O próprio Owen Smith – que pediu união na segunda-feira e deixou aberta a porta para aceitar um cargo na equipe de oposição – reconheceu a mudança no partido ao centrar sua campanha na falta de liderança e não na ideologia.

A vitória não apaga os indícios que apontam para a desconexão do projeto de Corbyn com o eleitorado geral. Algumas de suas posições, como a nacionalização das ferrovias, são compartilhadas pelo conjunto dos eleitores.

Mas seu apoio inequívoco ao desarmamento nuclear unilateral, sua política externa um tanto extravagante e seus laivos marxistas fazem dele, segundo seus críticos, inelegível.

Aos derrotados resta agora respeitar o inequívoco mandato democrático. Demonstrar que é possível o delicado equilíbrio entre compartilhar o essencial e divergir no substancial, que existem vias intermediárias entre o silêncio e a sabotagem.

Deverão reconhecer que não foram capazes de propor uma visão alternativa que convença suas bases.

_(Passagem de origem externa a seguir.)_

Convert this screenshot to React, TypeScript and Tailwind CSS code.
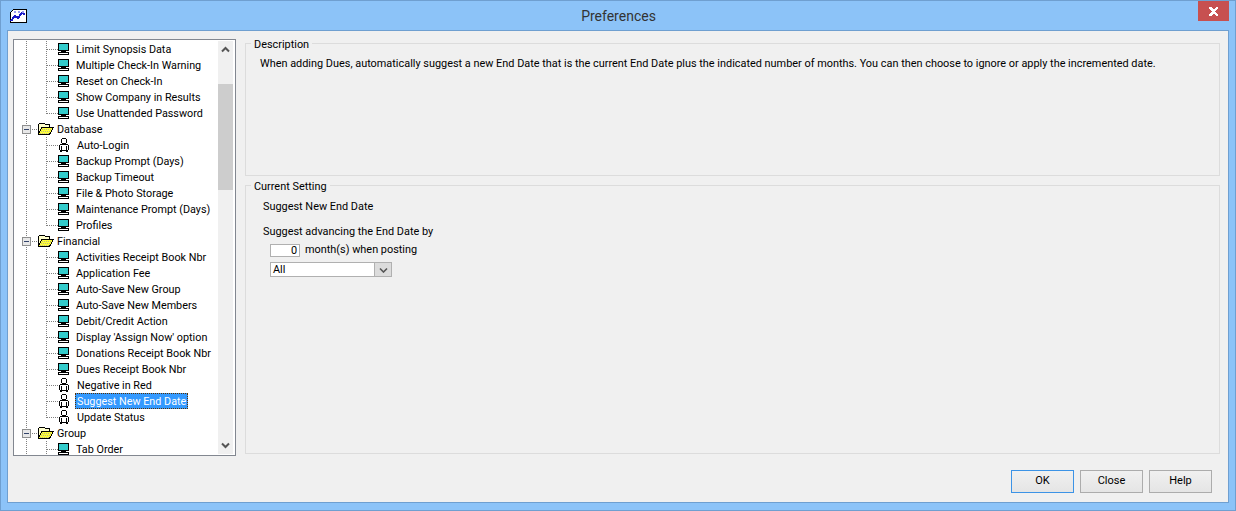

E terão de tolerar uma permeabilidade cada vez maior do partido para absorver a energia do maciço movimento popular que o cerca.

A alternativa é partir. A ameaça de uma cisão continua pairando sobre o partido. Fala-se de uma formação de centro e pró-europeia capaz de atrair também os liberal-democratas e parte dos conservadores.

Mas é difícil esquecer a nefasta experiência do Partido Social-Democrata formado por centristas rebeldes em 1981: o sistema eleitoral britânico, que permite apenas um deputado por circunscrição, castiga os partidos emergentes e pequenos.

A vitória avassaladora não exime o ganhador da pressão. A falta de preparo atribuída ao caráter inesperado de sua primeira vitória não será mais desculpa para hesitações e erros como os que marcaram seu primeiro ano de liderança.

O partido deverá agora pronunciar-se sobre políticas concretas. No desafio mais importante que o país enfrenta, o de definir qual será seu lugar no mundo depois do Brexit, deverá decidir se quer ser a voz dos 48% que votaram a favor da permanência na UE. Uma vez definido o partido que deseja, cabe ao trabalhismo de Corbyn definir seu modelo de país e defendê-lo perante os britânicos.